20 of 223 comments (clear)

  1. It's a trap ? by pembo13 · · Score: 2, Interesting

    One would think MS has enough languages of their own. None of which I personally like.

    --
    "Thanks for all the money you paid to us. We've used it to buy off ISO among other things" -Microsoft
    1. Re:It's a trap ? by chroot_james · · Score: 4, Insightful

      Don't be silly. They want to make sure that anything where Linux as an alternative is better becomes not better. They're done fighting everyone and are embracing the democratization of innovation and personal preference. The uses of PHP or ASP don't have to be rational for them to make money selling windows server that run both...

      --
      Reality is nothing but a collective hunch.
    2. Re:It's a trap ? by gmack · · Score: 2, Informative

      You mean like Zend studio?

    3. Re:It's a trap ? by Shawn+is+an+Asshole · · Score: 2, Informative

      There is an excellent IDE for PHP. It's called PHP Eclipse, which is a plug in for Eclipse.

      --
      "It ain't a war against drugs.it's a war against personal freedom" --Bill Hicks
    4. Re:It's a trap ? by Achromatic1978 · · Score: 2, Informative

      A few people have mentioned Zend Studio, but I find it sluggish. My vote goes to ActiveState's Komodo.
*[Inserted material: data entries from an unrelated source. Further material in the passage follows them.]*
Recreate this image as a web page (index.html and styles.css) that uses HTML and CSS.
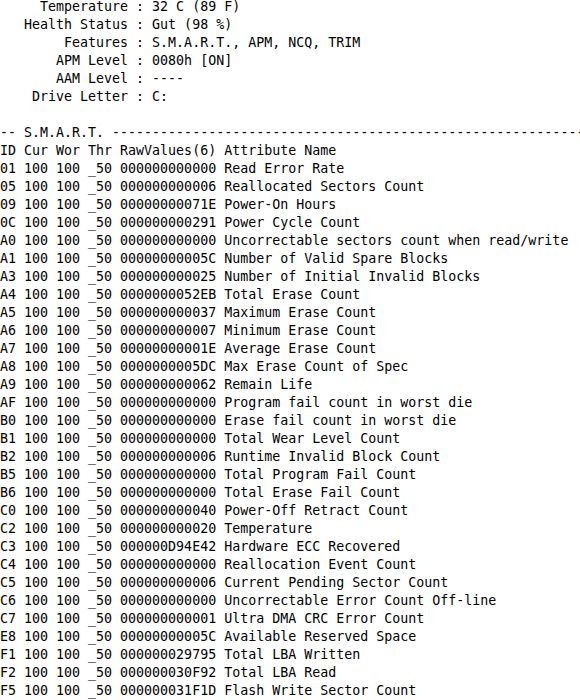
FILE: index.html
```html
<!DOCTYPE html>
<html>
<head>
<meta charset="utf-8">
<link rel="stylesheet" href="styles.css">
</head>
<body>
<pre class="dump">     Temperature : 32 C (89 F)
   Health Status : Gut (98 %)
        Features : S.M.A.R.T., APM, NCQ, TRIM
       APM Level : 0080h [ON]
       AAM Level : ----
    Drive Letter : C:

-- S.M.A.R.T. --------------------------------------------------------------------------------
ID Cur Wor Thr RawValues(6) Attribute Name
01 100 100 _50 000000000000 Read Error Rate
05 100 100 _50 000000000006 Reallocated Sectors Count
09 100 100 _50 00000000071E Power-On Hours
0C 100 100 _50 000000000291 Power Cycle Count
A0 100 100 _50 000000000000 Uncorrectable sectors count when read/write
A1 100 100 _50 00000000005C Number of Valid Spare Blocks
A3 100 100 _50 000000000025 Number of Initial Invalid Blocks
A4 100 100 _50 0000000052EB Total Erase Count
A5 100 100 _50 000000000037 Maximum Erase Count
A6 100 100 _50 000000000007 Minimum Erase Count
A7 100 100 _50 00000000001E Average Erase Count
A8 100 100 _50 0000000005DC Max Erase Count of Spec
A9 100 100 _50 000000000062 Remain Life
AF 100 100 _50 000000000000 Program fail count in worst die
B0 100 100 _50 000000000000 Erase fail count in worst die
B1 100 100 _50 000000000000 Total Wear Level Count
B2 100 100 _50 000000000006 Runtime Invalid Block Count
B5 100 100 _50 000000000000 Total Program Fail Count
B6 100 100 _50 000000000000 Total Erase Fail Count
C0 100 100 _50 000000000040 Power-Off Retract Count
C2 100 100 _50 000000000020 Temperature
C3 100 100 _50 000000D94E42 Hardware ECC Recovered
C4 100 100 _50 000000000000 Reallocation Event Count
C5 100 100 _50 000000000006 Current Pending Sector Count
C6 100 100 _50 000000000000 Uncorrectable Error Count Off-line
C7 100 100 _50 000000000001 Ultra DMA CRC Error Count
E8 100 100 _50 00000000005C Available Reserved Space
F1 100 100 _50 000000029795 Total LBA Written
F2 100 100 _50 000000030F92 Total LBA Read
F5 100 100 _50 000000031F1D Flash Write Sector Count</pre>
</body>
</html>
```
FILE: styles.css
```css
html, body {
  margin: 0;
  padding: 0;
  background: #ffffff;
  overflow: hidden;
}
.dump {
  margin: -2px 0 0 0;
  padding: 0;
  font-family: "DejaVu Sans Mono", "Liberation Mono", monospace;
  font-size: 13.3px;
  line-height: 18px;
  color: #000000;
  white-space: pre;
  overflow: hidden;
}
```
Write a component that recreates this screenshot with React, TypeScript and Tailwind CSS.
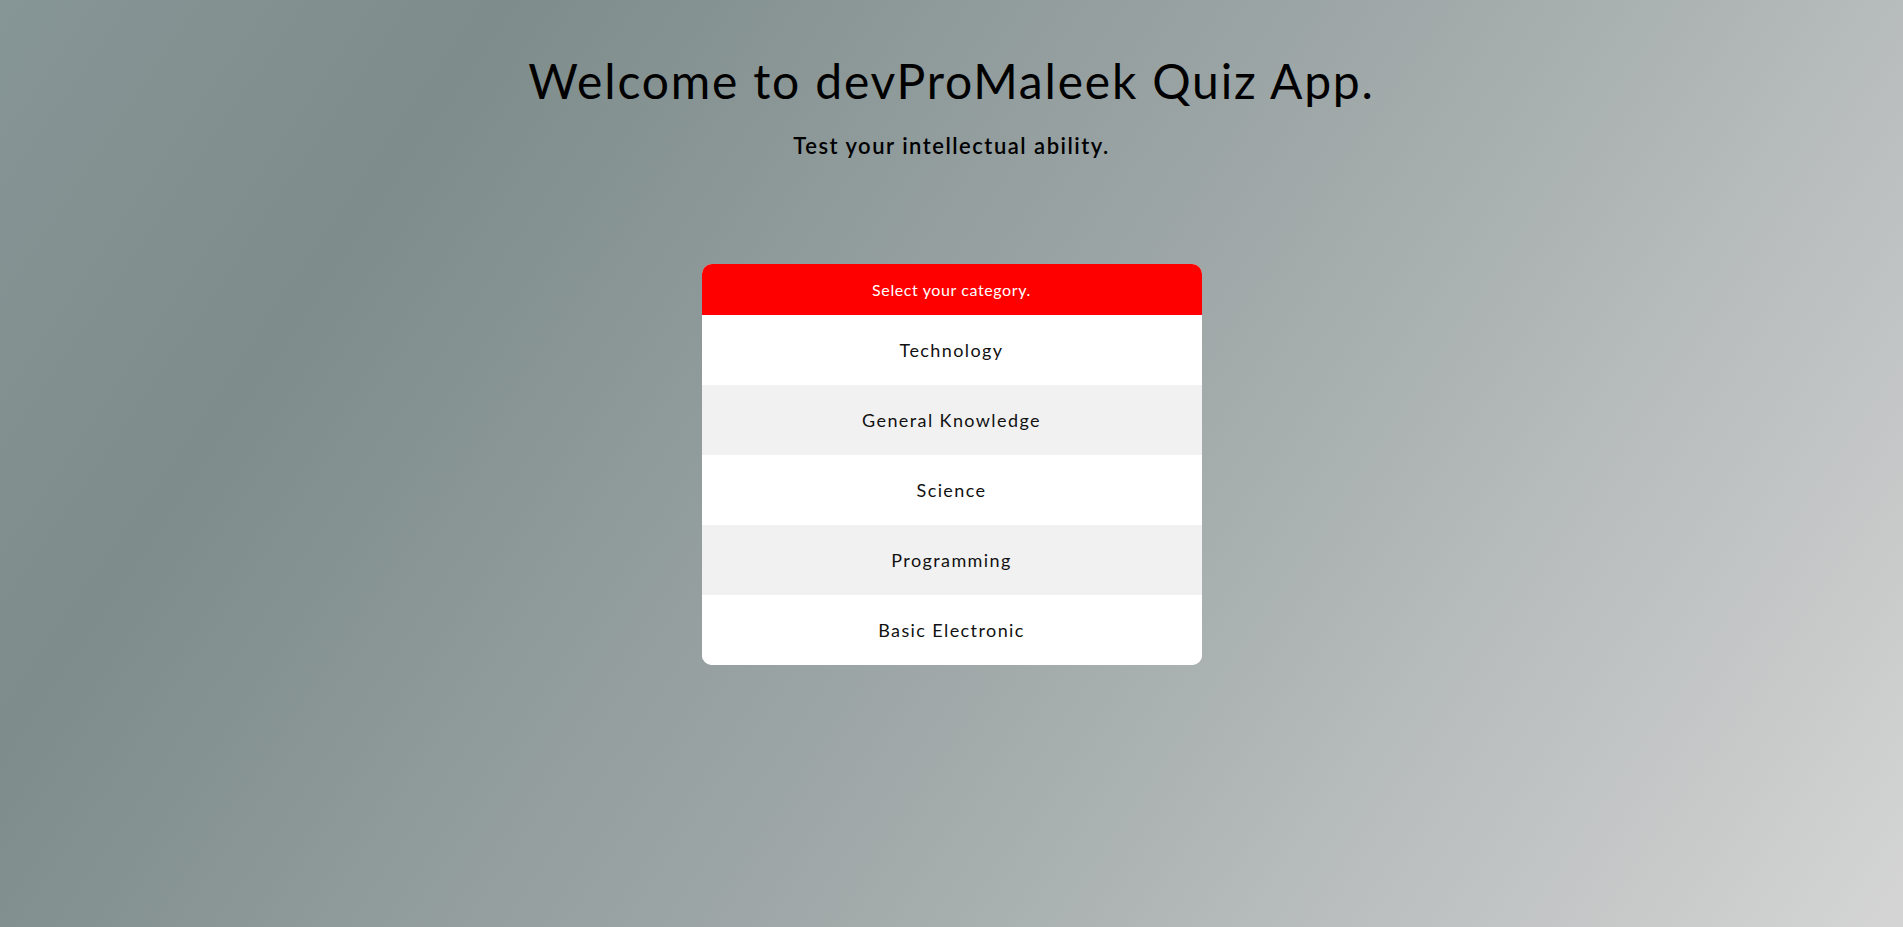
const categories = [
  "Technology",
  "General Knowledge",
  "Science",
  "Programming",
  "Basic Electronic",
];

function CategoryCard() {
  return (
    <div className="w-[500px] rounded-[10px] overflow-hidden bg-white">
      <div className="h-[51px] bg-[#ff0000] flex items-center justify-center text-[16px] font-normal tracking-[0.6px] text-white">
        Select your category.
      </div>
      {categories.map((name, i) => (
        <button
          key={name}
          className={`w-full h-[70px] flex items-center justify-center text-[18px] tracking-[1.4px] text-[#111] cursor-pointer ${
            i % 2 === 1 ? "bg-[#f1f1f1]" : "bg-white"
          }`}
        >
          {name}
        </button>
      ))}
    </div>
  );
}

export default function App() {
  return (
    <div
      className="min-h-[927px] w-full flex flex-col items-center pt-[52px] bg-[linear-gradient(124deg,#869595_0%,#7e8c8c_20%,#a2aaaa_58%,#d5d5d5_100%)]"
      style={{ fontFamily: "Lato, 'Noto Sans', sans-serif" }}
    >
      <h1 className="text-[48px] leading-[58px] font-normal text-black tracking-[1.8px]">
        Welcome to devProMaleek Quiz App.
      </h1>
      <p className="mt-[22px] text-[22px] leading-[28px] font-semibold text-black tracking-[1.5px]">
        Test your intellectual ability.
      </p>
      <div className="mt-[104px]">
        <CategoryCard />
      </div>
    </div>
  );
}
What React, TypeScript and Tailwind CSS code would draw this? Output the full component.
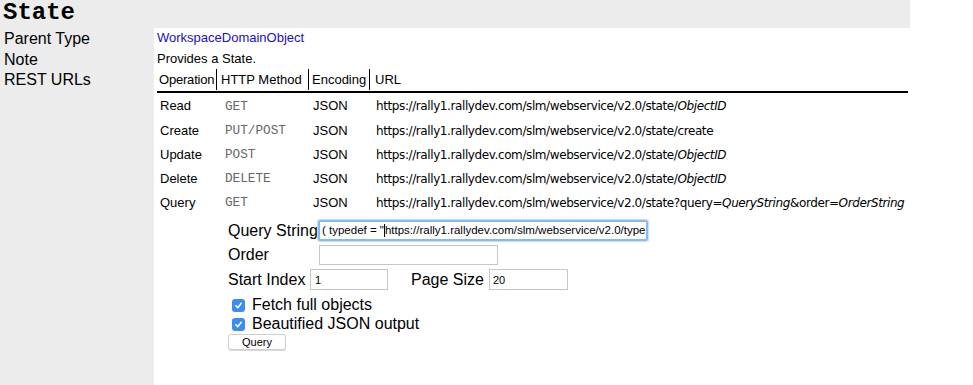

    5. Re:It's a trap ? by tacocat · · Score: 2, Insightful

      yer a nut!

      If what you say is indeed true then this is the first time in some 20+ years that Microsoft is changing from Embrace/Extend/Extinguish to... Sorry, I don't believe it. There is not one company to have survived a partnership with Microsoft. In five years, if Zend is still Zend and PHP is still PHP and not some dot-net extension, you might have a point.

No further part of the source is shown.